Varun Aaron, the former India fast bowler, will step into the dug-out next season after accepting Sunrisers Hyderabad’s offer to become bowling coach. The 35-year-old, who called time on his playing career in January, fills the vacancy left by New Zealand left-armer James Franklin.

It is Aaron’s first formal coaching role, though he has been working with young quicks at the MRF Pace Foundation in Chennai since mid-2024. That academy, as he often points out, helped him launch a professional career that began with Jharkhand in 2010-11 and peaked with an India Test cap a year later.

The fast bowler’s own journey was repeatedly interrupted by stress fractures, and he finished with nine Tests and nine ODIs, the last of them the rain-ruined Bengaluru Test against South Africa in November 2015. He never quite shook off the memory of the 2014 bouncer at Old Trafford that smashed Stuart Broad’s nose—an incident still replayed whenever discussions turn to short-pitched bowling.

“I’ve learnt a fair bit about handling injuries and pressure,” Aaron said when confirming the appointment. “If those lessons help even one young bowler avoid my mistakes, the job’s worth it.”

Head coach Daniel Vettori welcomed the move, noting Aaron’s “raw pace and honesty about the game”, qualities Vettori believes will connect quickly with the Sunrisers attack. The franchise’s speed unit already features Umran Malik and T. Natarajan, both still mouldable in different ways.

During a stop-start IPL career, Aaron turned out for six teams—Delhi, Bengaluru, Rajasthan, Kolkata, Punjab and, most recently, Gujarat. His 52 appearances produced 44 wickets at 8.93 runs an over, not eye-catching on paper yet dotted with handy power-play bursts. He last played in 2022, part of Gujarat Titans’ title run that year.
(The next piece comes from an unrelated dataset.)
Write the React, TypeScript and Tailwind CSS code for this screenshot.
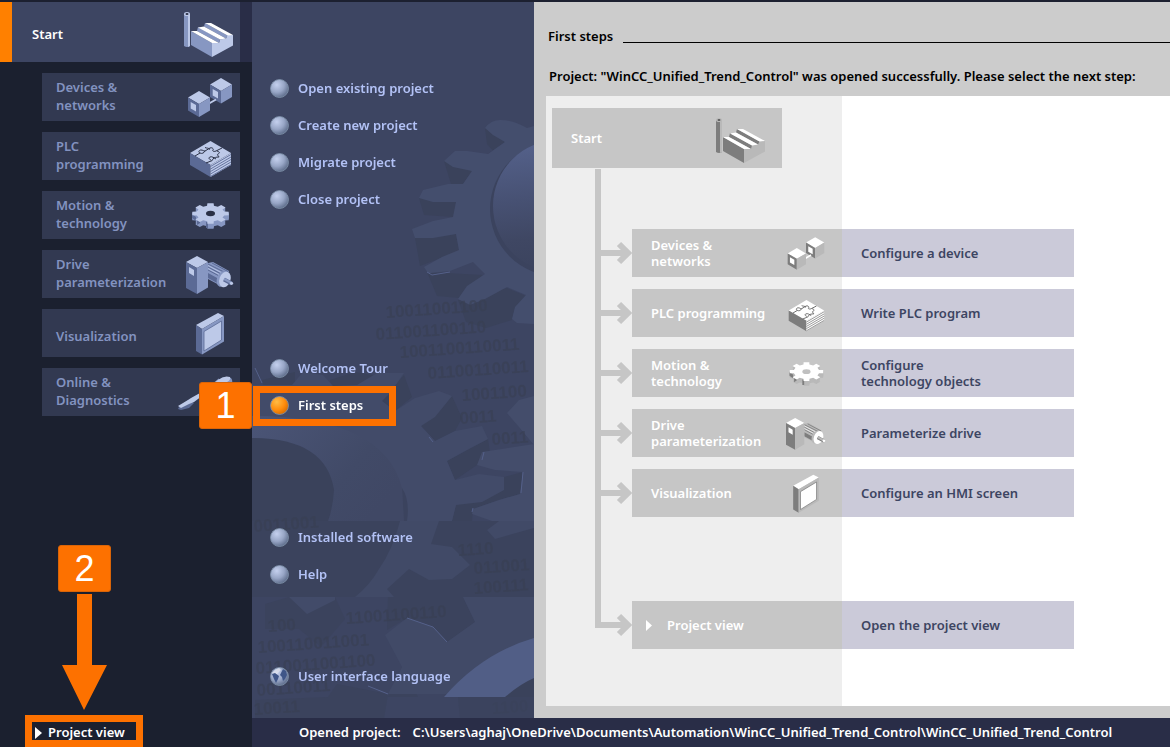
import type { ReactNode } from "react";

interface Tone {
  roof: string;
  top: string;
  left: string;
  right: string;
  line: string;
}

interface IconProps {
  tone: Tone;
  className?: string;
}

const blueTone: Tone = {
  roof: "#ffffff",
  top: "#bdc9e8",
  left: "#5b6a95",
  right: "#8797c2",
  line: "#2a3045",
};

const grayTone: Tone = {
  roof: "#ffffff",
  top: "#ffffff",
  left: "#7d7d7d",
  right: "#b9b9b9",
  line: "#5a5a5a",
};

function FactoryIcon({ tone, className }: IconProps) {
  const isBlue = tone === blueTone;
  const wall = isBlue ? tone.right : tone.left;
  const side = isBlue ? tone.top : tone.right;
  return (
    <svg viewBox="180 2 60 60" className={className} aria-hidden="true">
      <path d="M184 14h6v32q-3 2-6 0z" fill={wall} />
      <path d="M188 14h2v32l-2 1z" fill={side} />
      <ellipse cx="187" cy="14" rx="3" ry="2" fill={side} />
      <ellipse cx="187" cy="14" rx="1.5" ry="1" fill={tone.line} />
      <path d="M191 31l21 12v14l-21-12z" fill={wall} />
      <path d="M212 43h7l1-3.500 6-1 1.500-3.500h5.500v10.500L212 57z" fill={side} />
      <path d="M197 31l1-4 22 12.500-1 3.500zM204 26.500l1-3.500 22.500 12.500-1.500 3z" fill={wall} />
      <path
        d="M191 31h6l22 12h-7zM198 27.500l6-1 22 12-6 1zM205 23h6l22 12-5.500.5z"
        fill={tone.roof}
      />
    </svg>
  );
}

function DevicesIcon({ tone, className }: IconProps) {
  return (
    <svg viewBox="180 73 60 48" className={className} aria-hidden="true">
      <path d="M221 78l11 6.500-11 6.500-11-6.500z" fill={tone.top} />
      <path d="M210 84.500l11 6.500v12.500L210 97z" fill={tone.left} />
      <path d="M232 84.500L221 91v12.500l11-6.500z" fill={tone.right} />
      <path d="M212.700 89l5.300 3v6.500l-5.300-3z" fill={tone.top} />
      <path d="M209 103.500l7-4" stroke={tone.top} strokeWidth="2" />
      <path d="M199 91l11 6.500-11 6.500-11-6.500z" fill={tone.top} />
      <path d="M188 97.500l11 6.500v13l-11-6.500z" fill={tone.left} />
      <path d="M210 97.500l-11 6.500v13l11-6.500z" fill={tone.right} />
      <path d="M190.700 102l5.300 3v6.500l-5.300-3z" fill={tone.top} />
    </svg>
  );
}

function PlcIcon({ tone, className }: IconProps) {
  return (
    <svg viewBox="180 133 60 48" className={className} aria-hidden="true">
      <path d="M210.500 142l20.500 12-20.500 12-20.500-12z" fill={tone.top} />
      <path d="M190 154l20.500 12v12L190 166z" fill={tone.left} />
      <path d="M231 154l-20.500 12v12l20.500-12z" fill={tone.top} />
      <path
        d="M210.500 167.500l20.500-12M210.500 170l20.500-12M210.500 172.500l20.500-12M210.500 175l20.500-12M210.500 177.500l20.500-12"
        stroke={tone.left}
        strokeWidth="0.900"
      />
      <path
        d="M195 157l5-3c-2-1-1-3 1-3s2 1 4 1l5-3c2-1 4 1 3 2s1 2 3 1l6-3M205 148.500c2 1 3 0 5 2M217 152c3 1 3 2 1 3s2 3 1 3-3 0-5 1-1 3-3 3l-5 2M200 154c2 1 4 0 5-2M211 161c-2-1-3-2-1-3s4 1 6 2"
        fill="none"
        stroke={tone.line}
        strokeWidth="1"
      />
    </svg>
  );
}

// eight teeth, flattened into an ellipse
const cogPoints = Array.from({ length: 8 })
  .flatMap((_, i) => {
    const mid = (i * Math.PI) / 4;
    return [
      [mid - 0.24, 0.76],
      [mid - 0.17, 1],
      [mid + 0.17, 1],
      [mid + 0.24, 0.76],
    ];
  })
  .map(([a, r]) => `${(210.5 + Math.cos(a) * 18.5 * r).toFixed(1)},${(213.5 + Math.sin(a) * 10.5 * r).toFixed(1)}`)
  .join(" ");

function CogIcon({ tone, className }: IconProps) {
  return (
    <svg viewBox="180 191 60 48" className={className} aria-hidden="true">
      {[5, 4, 3, 2, 1].map((dy) => (
        <polygon key={dy} points={cogPoints} fill={tone.right} transform={`translate(0 ${dy})`} />
      ))}
      <path d="M192 214v4l4 3v-4zM197 220v5l3-2v-4zM206 222v6l2 0v-6z" fill={tone.left} />
      <polygon points={cogPoints} fill={tone.top} />
      <ellipse cx="210.500" cy="213.500" rx="4.500" ry="2.700" fill={tone === blueTone ? tone.line : "#c0c0c0"} />
    </svg>
  );
}

function DriveIcon({ tone, className }: IconProps) {
  return (
    <svg viewBox="180 250 60 48" className={className} aria-hidden="true">
      <path d="M208 263l5-1 16 9-6 16-15-8z" fill={tone.right} />
      <path
        d="M208 264l18 9M208 267l15 8M208 270l13 7M212 263l16 8.500"
        stroke={tone.left}
        strokeWidth="1"
      />
      <path d="M208 265.500l17 9M208 268.500l14 7.500" stroke={tone.top} strokeWidth="0.800" />
      <path d="M208 273l11 6v5l-11-6z" fill={tone.left} />
      <ellipse cx="222" cy="279" rx="5" ry="8" fill={tone.right} transform="rotate(20 222 279)" />
      <ellipse cx="225" cy="279.500" rx="5.500" ry="8" fill={tone.top} transform="rotate(20 225 279.500)" />
      <path d="M224 279.500l7.500 4" stroke={tone.left} strokeWidth="4" />
      <path d="M224 279l7.500 4" stroke={tone.right} strokeWidth="2.500" />
      <circle cx="231.500" cy="283.300" r="1.600" fill={tone.top} />
      <path d="M197 256l11 6-11 6-11-6z" fill={tone.top} />
      <path d="M186 262l11 6v26l-11-6z" fill={tone.left} />
      <path d="M208 262l-11 6v26l11-6.500z" fill={tone.right} />
      <path d="M189 267l5 3v6l-5-3z" fill={tone.top} />
    </svg>
  );
}

function PanelIcon({ tone, className }: IconProps) {
  return (
    <svg viewBox="180 309 60 48" className={className} aria-hidden="true">
      <path d="M218 313l6 3-22 13-6-4z" fill={tone.top} />
      <path d="M196 325l6 4v25.500l-6-3.500z" fill={tone.left} />
      <path d="M202 329l22-13v25.500l-22 13z" fill={tone.right} />
      <path d="M204 331.500l17.500-10.500v19L204 351z" fill={tone.top} stroke={tone.left} strokeWidth="0.800" />
    </svg>
  );
}

function DiagnosticsIcon({ tone, className }: IconProps) {
  return (
    <svg viewBox="180 368 60 48" className={className} aria-hidden="true" overflow="visible">
      <path d="M200 397l20-17" stroke={tone.right} strokeWidth="4" />
      <path d="M210 388l9-8q6-5 12-2 3 4-1 8l-14 8z" fill={tone.right} />
      <path d="M209 387l9-7q6-5 12-3 1 3-3 5l-13 8z" fill={tone.top} />
      <path d="M179 407l9-7 6 3-5 5-8 2-3-1z" fill={tone.left} />
      <path d="M178 406l10-6 3-2 9-5 2 3-8 6-5 2-8 4z" fill={tone.top} />
    </svg>
  );
}

interface NavItem {
  label: ReactNode;
  icon: (props: IconProps) => ReactNode;
  className?: string;
}

const navItems: NavItem[] = [
  { label: <>Devices &amp;<br />networks</>, icon: DevicesIcon },
  { label: <>PLC<br />programming</>, icon: PlcIcon },
  { label: <>Motion &amp;<br />technology</>, icon: CogIcon },
  { label: <>Drive<br />parameterization</>, icon: DriveIcon },
  { label: "Visualization", icon: PanelIcon, className: "pt-2" },
  { label: <>Online &amp;<br />Diagnostics</>, icon: DiagnosticsIcon },
];

const menuGroups = [
  {
    spacing: "mt-[68px]",
    items: ["Open existing project", "Create new project", "Migrate project", "Close project"],
  },
  { spacing: "mt-[132px]", items: ["Welcome Tour", "First steps"] },
  { spacing: "mt-[95px]", items: ["Installed software", "Help"] },
  { spacing: "mt-[65px]", items: ["User interface language"] },
];

interface Step extends NavItem {
  action: ReactNode;
  iconSize: string;
}

const steps: Step[] = [
  {
    label: <>Devices &amp;<br />networks</>,
    icon: DevicesIcon,
    action: "Configure a device",
    iconSize: "w-[50px] h-10",
  },
  { label: "PLC programming", icon: PlcIcon, action: "Write PLC program", iconSize: "w-[52px] h-[42px]" },
  {
    label: <>Motion &amp;<br />technology</>,
    icon: CogIcon,
    action: <>Configure<br />technology objects</>,
    iconSize: "w-[56px] h-11",
  },
  {
    label: <>Drive<br />parameterization</>,
    icon: DriveIcon,
    action: "Parameterize drive",
    iconSize: "w-[50px] h-10",
  },
  { label: "Visualization", icon: PanelIcon, action: "Configure an HMI screen", iconSize: "w-[56px] h-11" },
];

function Badge({ children, className }: { children: ReactNode; className: string }) {
  return (
    <span
      className={`absolute z-10 flex h-[47px] w-[53px] items-center justify-center rounded-[3px] border border-[#d96408] bg-[#fd7100] font-['Liberation_Sans',sans-serif] text-[36px] font-normal text-white ${className}`}
    >
      {children}
    </span>
  );
}

function Sidebar() {
  return (
    <nav className="relative flex w-[252px] shrink-0 flex-col bg-[#1b202f]">
      <div className="flex h-[60px] bg-[#292d47]">
        <button className="flex w-60 items-center justify-between border-l-12 border-[#ff8000] bg-[#3d4562] pl-5 text-white">
          <span className="pt-1.5">Start</span>
          <FactoryIcon tone={blueTone} className="h-[60px] w-[60px]" />
        </button>
      </div>
      <ul className="mt-[11px] mr-3 ml-[42px] flex flex-col gap-[11px]">
        {navItems.map(({ label, icon: Icon, className }, i) => (
          <li key={i}>
            <button className="flex h-12 w-full items-center bg-[#323951] pl-3.5 text-left leading-[18px] text-[#8393c0]">
              <span className={`w-31 shrink-0 pb-0.5 whitespace-nowrap ${className ?? ""}`}>{label}</span>
              <Icon tone={blueTone} className="h-12 w-[60px] shrink-0" />
            </button>
          </li>
        ))}
      </ul>
      <Badge className="top-[380px] right-0">1</Badge>

      <Badge className="bottom-[155px] left-[58px]">2</Badge>
      <svg viewBox="0 0 46 118" className="absolute bottom-9 left-[61px] h-[118px] w-[46px]" aria-hidden="true">
        <path d="M16 1h15v71h15L23 117 1 72h15z" fill="#fd7100" />
      </svg>
      <button className="mt-auto ml-[25px] flex h-8 w-[118px] items-center gap-1.5 border-7 border-[#fd7100] pt-1 pl-[3px] whitespace-nowrap text-white">
        <svg viewBox="0 0 7 12" className="h-3 w-[7px] shrink-0" aria-hidden="true">
          <path d="M0 0l7 6-7 6z" fill="currentColor" />
        </svg>
        Project view
      </button>
    </nav>
  );
}

const binaryLines = [
  { x: 386, y: 318, text: "10011001100" },
  { x: 376, y: 340, text: "011001100110" },
  { x: 400, y: 358, text: "1001100110011" },
  { x: 428, y: 379, text: "01100110011" },
  { x: 462, y: 401, text: "1001100" },
  { x: 460, y: 424, text: "0011" },
  { x: 492, y: 445, text: "0011" },
  { x: 254, y: 532, text: "0011001" },
  { x: 458, y: 556, text: "1110" },
  { x: 474, y: 574, text: "011001" },
  { x: 474, y: 594, text: "100111" },
  { x: 346, y: 624, text: "11001100110" },
  { x: 268, y: 632, text: "100" },
  { x: 258, y: 653, text: "100110011001" },
  { x: 256, y: 674, text: "0110011001100" },
  { x: 257, y: 696, text: "00110011" },
  { x: 254, y: 715, text: "10011" },
  { x: 492, y: 714, text: "1100" },
];

function GearBackdrop() {
  return (
    <svg
      viewBox="252 2 282 716"
      preserveAspectRatio="xMinYMin slice"
      className="absolute inset-0 h-full w-full"
      aria-hidden="true"
    >
      <defs>
        <linearGradient id="disc" x1="0.200" y1="0" x2="0.300" y2="1">
          <stop offset="0" stopColor="#55628c" />
          <stop offset="0.450" stopColor="#475173" />
          <stop offset="0.750" stopColor="#3f4763" />
          <stop offset="1" stopColor="#3b435e" />
        </linearGradient>
        <linearGradient id="hub" x1="0" y1="0" x2="1" y2="0.600">
          <stop offset="0" stopColor="#4b5577" />
          <stop offset="0.700" stopColor="#414a67" />
          <stop offset="1" stopColor="#404865" />
        </linearGradient>
      </defs>

      <path d="M252 521h282v76H252z" fill="#3b435d" />
      <path
        d="M485 128l2 16 8 9-7 1 17-12zM444 161l7 23h12l9-13zM419 198l5 17 29 2 3-15zM415 238l5 28 39-15-3-17zM427 272l10 24 22 2 24-23zM458 300l8 22 20 6 26-8 3-12 11-12-19-8z"
        fill="#3a425b"
      />
      <path
        d="M534 126l-7 2q-13-8-27-8-9 0-15 8l8 7 12 7-17 12-21-3h-12l-11 10 9 6 19 4-9 13h-15l-25 6-4 8 14 4h23l-3 15-20 4-21 8 3 9h18l23-4 3 16-17 7-18 10 4 6h3l19-2 23-9 12 12-18 12-9 13 12 6 15-6 22-12 19 8-11 12-3 12 5 4 17 1z"
        fill="#444e6d"
      />
      <circle cx="557" cy="209" r="67" fill="#3b435e" />
      <circle cx="559" cy="206" r="66" fill="url(#disc)" />

      <path
        d="M262 380l33-8v18h-30zM330 380l25-8 22 4-14 20h-30zM382 401l22-26 8 22-17 14zM421 426l31-30 10 22-7 13-20 10zM447 461l41-22 2 14-10 10-25 17zM456 505l48-15 16 4-21 6-26 9-1 12h-20zM504 477l19-5-3 22-16-4z"
        fill="#3a425b"
      />
      <path
        d="M252 385h40l11-13 20 3 10 11 24-1 20-12h27l-14 20-8 8 13 10 20-13 24-7 13 5-17 21-14 9 14 15 20-10 27-5 6 13-23 12-18 10 8 19 24-6 25 3v13l-22 12-26 3-4 16H252z"
        fill="#424b69"
      />
      <path d="M252 416q132 0 150 72l2 33H252z" fill="url(#hub)" />
      <path d="M402 488q8 12 5 33h-3z" fill="#3b435e" />
      <path d="M252 438q74 0 82 52-1 17-6 31h-76z" fill="#3a425b" />
      <path
        d="M507 413l12-13 15-4v49l-15-18zM477 465l5-13 52-8v77h-42l-20-7 1-5 26-9 21-6 3-22-28-2z"
        fill="#444d6b"
      />

      <path
        d="M400 521h39l-8 23 21 3 18 18-18 14-23 1-20-11-22 20 7 8h-39q15-12 24-28 14-20 21-48z"
        fill="#414a67"
      />
      <path d="M499 521l-12 9 8 9 39-11v-7z" fill="#414a67" />

      <path d="M289 597h46l10 22-24 28-22-18-34 0V604zM388 597h75l12 25-28 20-14-15-26-9-20 12z" fill="#3b435d" />
      <path d="M289 597l18 17 28-14v-3z" fill="#424b69" />
      <path d="M402 667l8 14 8 16h-30zM255 700l73-3 9-13 51 10-4 24H255z" fill="#3b435d" />
      <g fill="#394053" fontFamily="'Liberation Sans', sans-serif" fontSize="17" fontWeight="700" opacity="0.600">
        {binaryLines.map(({ x, y, text }) => (
          <text key={`${x}-${y}`} x={x} y={y} transform={`rotate(-4 ${x} ${y})`}>
            {text}
          </text>
        ))}
      </g>
      <path d="M463 597l12 25-28 20-14-15-26-9-22 17 17 32-14 27h146V597z" fill="#414a67" />
      <path d="M444 697q38-44 90-59v59z" fill="#515e86" />
      <path d="M505 697q15-13 29-19v19z" fill="#3a425b" />
      <path d="M458 697h76v21h-74z" fill="#3b435c" opacity="0.700" />
      <path
        d="M407 618l26 9 14 15M368 686l20 8M255 368l7 15M427 272l5 3 18-3M433 442l-4-5M482 460l2-8M521 493l2-21M472 512l1-4"
        fill="none"
        stroke="#55618a"
        strokeWidth="1"
      />
    </svg>
  );
}

function Bullet({ kind }: { kind: string }) {
  const active = kind === "First steps";
  return (
    <svg viewBox="0 0 19 19" className="h-[19px] w-[19px] shrink-0" aria-hidden="true">
      <defs>
        <radialGradient id="ball" cx="0.350" cy="0.300" r="0.750">
          <stop offset="0" stopColor="#c4d0ee" />
          <stop offset="0.550" stopColor="#98a6c6" />
          <stop offset="1" stopColor="#5b6a88" />
        </radialGradient>
        <radialGradient id="ball-active" cx="0.350" cy="0.300" r="0.750">
          <stop offset="0" stopColor="#ffbc45" />
          <stop offset="0.600" stopColor="#ff8c0c" />
          <stop offset="1" stopColor="#d56b00" />
        </radialGradient>
      </defs>
      <circle cx="9.500" cy="9.500" r="9" fill={active ? "url(#ball-active)" : "url(#ball)"} stroke="#8294ac" strokeWidth="0.800" />
      {kind === "User interface language" && (
        <>
          <path d="M2 6q3-4 7-5l2 2-2 2-2 2-3 1z" fill="#e2e5ee" opacity="0.700" />
          <path d="M2 7l3-1 4 3-1 3-2 4-2-4zM11 6l2-4 3 2 1 4-2 4-2 2-1-4-2-2z" fill="#3f5688" />
        </>
      )}
    </svg>
  );
}

function PortalMenu() {
  return (
    <div className="relative w-[282px] shrink-0 bg-[#3d4562] text-[#b3c2f6]">
      <GearBackdrop />
      <div className="relative pb-[23px]">
        {menuGroups.map((group) => (
          <ul key={group.spacing} className={group.spacing}>
            {group.items.map((item) => (
              <li key={item} className="relative">
                <button
                  className={`flex h-[37px] w-full items-center gap-[9px] pl-[18px] text-left ${item === "First steps" ? "text-white" : ""}`}
                >
                  <Bullet kind={item} />
                  {item}
                </button>
                {item === "First steps" && (
                  <span className="pointer-events-none absolute top-[-1px] left-px h-10 w-[143px] border-7 border-[#fd7100]" />
                )}
              </li>
            ))}
          </ul>
        ))}
      </div>
    </div>
  );
}

function Connector() {
  return (
    <svg viewBox="0 0 37 24" className="h-6 w-[37px] shrink-0" aria-hidden="true">
      <path d="M0 12h32M24 3l9 9-9 9" fill="none" stroke="#c6c6c6" strokeWidth="6" />
    </svg>
  );
}

function StepAction({ children }: { children: ReactNode }) {
  return (
    <button className="flex h-12 w-[232px] items-center bg-[#cbcad9] pl-[19px] text-left text-[#3d4562]">
      {children}
    </button>
  );
}

function FirstSteps() {
  return (
    <main className="flex min-w-0 flex-1 flex-col bg-[#ccc] pb-3 pl-3 text-black">
      <div className="flex items-center pt-6 pl-0.5">
        <h1 className="leading-5">First steps</h1>
        <span className="mt-3 ml-2.5 h-px flex-1 bg-black" />
      </div>
      <p className="mt-5 pl-[3px] leading-5 whitespace-nowrap">
        Project: "WinCC_Unified_Trend_Control" was opened successfully. Please select the next step:
      </p>
      <section className="mt-2.5 flex-1 bg-[linear-gradient(to_right,#eee_296px,#fff_296px)] pt-3 leading-4">
        <div className="ml-1.5 flex h-[60px] w-[230px] items-center justify-between bg-[#c6c6c6] pr-2.5 pl-[19px] text-white">
          Start
          <FactoryIcon tone={grayTone} className="h-[60px] w-[60px]" />
        </div>
        <div className="relative mt-px pt-[60px] pl-[49px]">
          <span className="absolute top-0 bottom-[21px] left-[49px] w-1.5 bg-[#c6c6c6]" />
          <ul className="flex flex-col gap-3">
            {steps.map(({ label, icon: Icon, action, iconSize }, i) => (
              <li key={i} className="flex items-center">
                <Connector />
                <div className="flex h-12 w-[210px] items-center bg-[#c6c6c6] pl-[19px] text-white">
                  <span className="w-31 shrink-0 whitespace-nowrap">{label}</span>
                  <span className="flex w-[62px] shrink-0 justify-center">
                    <Icon tone={grayTone} className={iconSize} />
                  </span>
                </div>
                <StepAction>{action}</StepAction>
              </li>
            ))}
          </ul>
          <div className="mt-21 flex items-center">
            <Connector />
            <div className="flex h-12 w-[210px] items-center gap-3 bg-[#c6c6c6] pl-3.5 text-white">
              <svg viewBox="0 0 6 11" className="h-[11px] w-1.5" aria-hidden="true">
                <path d="M0 0l6 5.500L0 11z" fill="currentColor" />
              </svg>
              <span className="pl-[3px]">Project view</span>
            </div>
            <StepAction>Open the project view</StepAction>
          </div>
        </div>
      </section>
    </main>
  );
}

export default function App() {
  return (
    <div className="flex min-h-screen overflow-hidden border-t-2 border-[#1c2030] font-['Noto_Sans','Open_Sans',sans-serif] text-[13px] font-semibold">
      <Sidebar />
      <div className="flex min-w-0 flex-1 flex-col bg-[#292d47]">
        <div className="flex flex-1">
          <PortalMenu />
          <FirstSteps />
        </div>
        <footer className="flex h-[29px] items-center gap-3 pl-[47px] whitespace-nowrap text-white">
          <span>Opened project:</span>
          <span>
            C:\Users\aghaj\OneDrive\Documents\Automation\WinCC_Unified_Trend_Control\WinCC_Unified_Trend_Control
          </span>
        </footer>
      </div>
    </div>
  );
}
Since hanging up his boots, Aaron has dipped into media work and match analysis, experience he reckons can only help when discussing plans with data-savvy players. “You can’t just bark orders these days; bowlers want the numbers,” he admitted, half-smiling.

Sunrisers begin their pre-season camp early next year. Aaron’s task is straightforward enough: add a touch more consistency to a pace battery long on promise, short on control.